Perhaps the rain made the teleprompter unreadable. That's one thought I had on pondering Barack Obama's comments to a rain-soaked rally in Roanoke, Va., last Friday.
Perhaps he didn't really mean what he said. Or perhaps -- as is often the case with people -- when unanchored from a prepared text he revealed what he really thinks.
"There are a lot of wealthy, successful Americans who agree with me -- because they want to give something back," he began, defending his policy of higher tax rates on high earners. "They know they didn't -- look, if you've been successful, you didn't get there on your own. You didn't get there on your own. I'm always struck by people who think, well, it must be because I was just so smart. There are a lot of smart people out there. It must be because I worked harder than everybody else. Let me tell you something -- there are a whole bunch of hard-working people out there.

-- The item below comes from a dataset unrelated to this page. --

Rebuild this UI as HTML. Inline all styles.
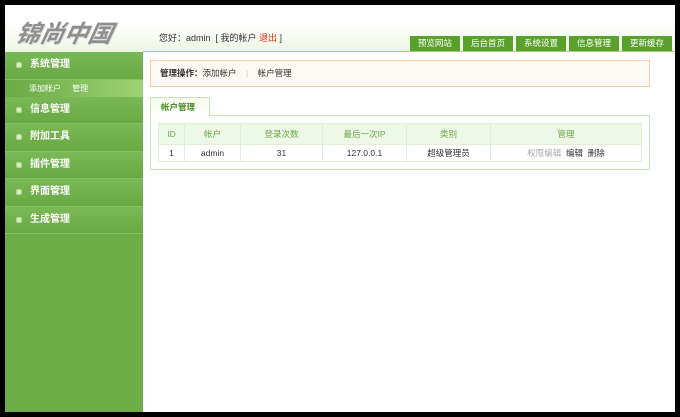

"If you were successful, somebody along the line gave you some help. There was a great teacher somewhere in your life. Somebody helped to create this unbelievable American system that we have that allowed you to thrive. Somebody invested in roads and bridges. If you've got a business -- you didn't build that. Somebody else made that happen."
In other words, Steve Jobs didn't make Apple happen. It was the work of a teacher union member -- er, great teacher -- and the government agencies that paved I-280 and El Camino Real that made Apple happen.